Guest Speaker: Dr. Andrey Zakharchenko

Heart disease remains the leading cause of death worldwide. Heart valve disease is life-threatening in which heart valves do not function properly. Surgery is required to repair or replace the damaged valve for severe valve disease. Bioprosthetic heart valves are made from animal-derived materials, such as bovine pericardium (BP) or porcine heart valves, often work for many years in adults. However, when used in children, they tend to fail as early as one year from valve calcification and structural degeneration. Mechanical valves used as an alternative in pediatric patients necessitate taking blood-thinning medications for the rest of the patients life. New evidence from our group demonstrated that BHV failure is related to glycation, a non-enzymatic reaction of blood sugar with proteins accumulated within the valve. These processes result in an inflammatory response, collagen damage, and ultimately valve structural degeneration, reducing valves' functional lifespan.
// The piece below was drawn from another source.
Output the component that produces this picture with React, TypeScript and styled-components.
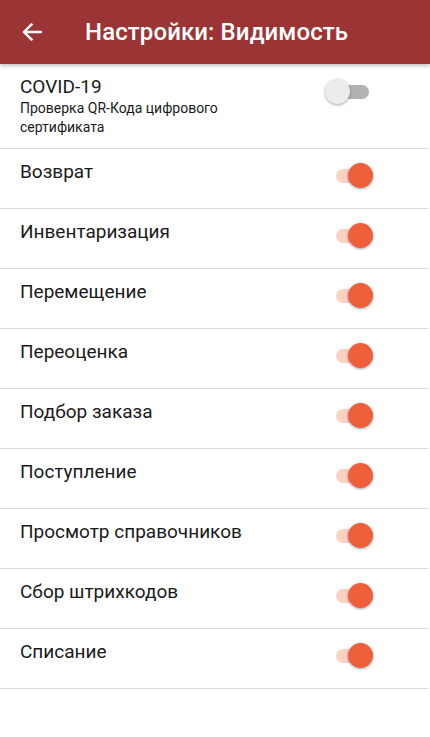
import styled, { createGlobalStyle } from 'styled-components';

const GlobalStyle = createGlobalStyle`
  html, body {
    margin: 0;
    padding: 0;
    background: #ffffff;
    font-family: Roboto, 'Noto Sans', sans-serif;
  }
`;

const Screen = styled.div`
  width: 430px;
  min-height: 737px;
  background: #ffffff;
`;

const Header = styled.header`
  height: 64px;
  background: #9b3535;
  display: flex;
  align-items: center;
  padding: 0 0 0 21px;
  box-sizing: border-box;
  box-shadow: 0 2px 4px rgba(0, 0, 0, 0.25);
  position: relative;
  z-index: 1;
`;

const BackButton = styled.div`
  width: 22px;
  height: 24px;
  display: flex;
  align-items: center;
  justify-content: center;
  margin-right: 42px;
`;

const Title = styled.h1`
  margin: 0;
  color: #ffffff;
  font-size: 24px;
  font-weight: 500;
  letter-spacing: 0.1px;
`;

const List = styled.div`
  display: flex;
  flex-direction: column;
`;

const Row = styled.div<{ $tall?: boolean }>`
  height: ${(p) => (p.$tall ? 85 : 60)}px;
  box-sizing: border-box;
  border-bottom: 1px solid #dcdcdc;
  display: flex;
  justify-content: space-between;
  align-items: flex-start;
  padding: 11px 0 0 20px;
  margin-right: 2px;
`;

const Texts = styled.div`
  display: flex;
  flex-direction: column;
`;

const Label = styled.div`
  font-size: 19px;
  color: #1a1a1a;
  line-height: 24px;
`;

const Sub = styled.div`
  font-size: 14px;
  color: #1a1a1a;
  line-height: 19px;
  width: 240px;
`;

const SwitchBox = styled.div<{ $on: boolean }>`
  position: relative;
  width: 40px;
  height: 26px;
  margin-top: ${(p) => (p.$on ? '3px' : '4px')};
  margin-right: ${(p) => (p.$on ? '54px' : '57px')};
`;

const Track = styled.div<{ $on: boolean }>`
  position: absolute;
  left: 2px;
  top: 6px;
  width: 36px;
  height: 14px;
  border-radius: 7px;
  background: ${(p) => (p.$on ? '#fcd0c3' : '#b2b2b2')};
`;

const Thumb = styled.div<{ $on: boolean }>`
  position: absolute;
  top: 0;
  left: ${(p) => (p.$on ? '14px' : '-6px')};
  width: 25px;
  height: 25px;
  border-radius: 50%;
  background: ${(p) => (p.$on ? '#ef5f3c' : '#ececec')};
  box-shadow: 0 1px 3px rgba(0, 0, 0, 0.35);
`;

const Switch = ({ on }: { on: boolean }) => (
  <SwitchBox $on={on}>
    <Track $on={on} />
    <Thumb $on={on} />
  </SwitchBox>
);

const items = [
  'Возврат',
  'Инвентаризация',
  'Перемещение',
  'Переоценка',
  'Подбор заказа',
  'Поступление',
  'Просмотр справочников',
  'Сбор штрихкодов',
  'Списание',
];

const App = () => {
  return (
    <Screen>
      <GlobalStyle />
      <Header>
        <BackButton>
          <svg width="20" height="18" viewBox="0 0 20 18" fill="none">
            <path
              d="M19 9H2.5M9.5 1.5L2 9l7.5 7.5"
              stroke="#fff"
              strokeWidth="2.4"
              strokeLinecap="square"
            />
          </svg>
        </BackButton>
        <Title>Настройки: Видимость</Title>
      </Header>
      <List>
        <Row $tall>
          <Texts>
            <Label>COVID-19</Label>
            <Sub>Проверка QR-Кода цифрового сертификата</Sub>
          </Texts>
          <Switch on={false} />
        </Row>
        {items.map((name) => (
          <Row key={name}>
            <Label>{name}</Label>
            <Switch on />
          </Row>
        ))}
      </List>
    </Screen>
  );
};

export default App;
We developed a novel valve modification strategy to prevent this process using biocompatible and non-immunogenic polymer polyoxazoline (POZ). POZ blocks the accumulation of serum proteins and stabilizes the inner collagen structure while the valve's fluid performance is unaffected. Additionally, POZ coating is highly stable under oxidative conditions, overperforming polyethylene glycol coating, often used in biomedical applications. POZ has the potential to mitigate protein-glycation SVD mechanisms, reduce inflammatory response, and markedly improve biocompatibility. As alternative to macromolecular approach, glycation inhibitor drugs [(Aminoguanidine (AG), Pyridoxamine (PYR), and N-Acetylcysteine (NAC))]  were studied to mitigate BP glycation in model studies, both in vitro and in vivo. In vitro studies demonstrated that these agents significantly inhibited  glycation in BP. However, after 28-day rat subdermal BP implantation in vivo, only PYR demonstrated significant inhibition of glycation, calcification, and serum albumin accumulation.

This study is the first to demonstrate the use of POZ or AGE inhibitors in mitigating BHV glycation. Thus, this work provides a rationale for investigating POZ and PYR as possible candidates for improving the durability and biocompatibility of clinically used BHV, providing the solution for this unmet clinical need.

Dr. Andrey Zakharchenko is an instructor at The University of Pennsylvania. He specializes in bioprosthetic heart valve research and investigates the failure mechanisms of biomaterials used in these devices. His research interests are development of new biomaterials in medicine, novel therapies for heart valve disease, and nanomedicine. 

His work involves experiments design, synthetic materials synthesis and functionalization, in vitro cell models and in vivo testing using small animal models. He is actively involved in research manuscripts and grants preparation, patents development and supervision and training of junior lab members. 

Dr. Zakharchenko received his PhD in materials science from the University of Georgia in 2018. His work was focused on development of novel nanoparticles-based biomaterials for controlled delivery of bioactive molecules and drugs. He is a member of American Chemical Society (ACS), American Heart Association (AHA), and Biomedical Engineering Society (BMES).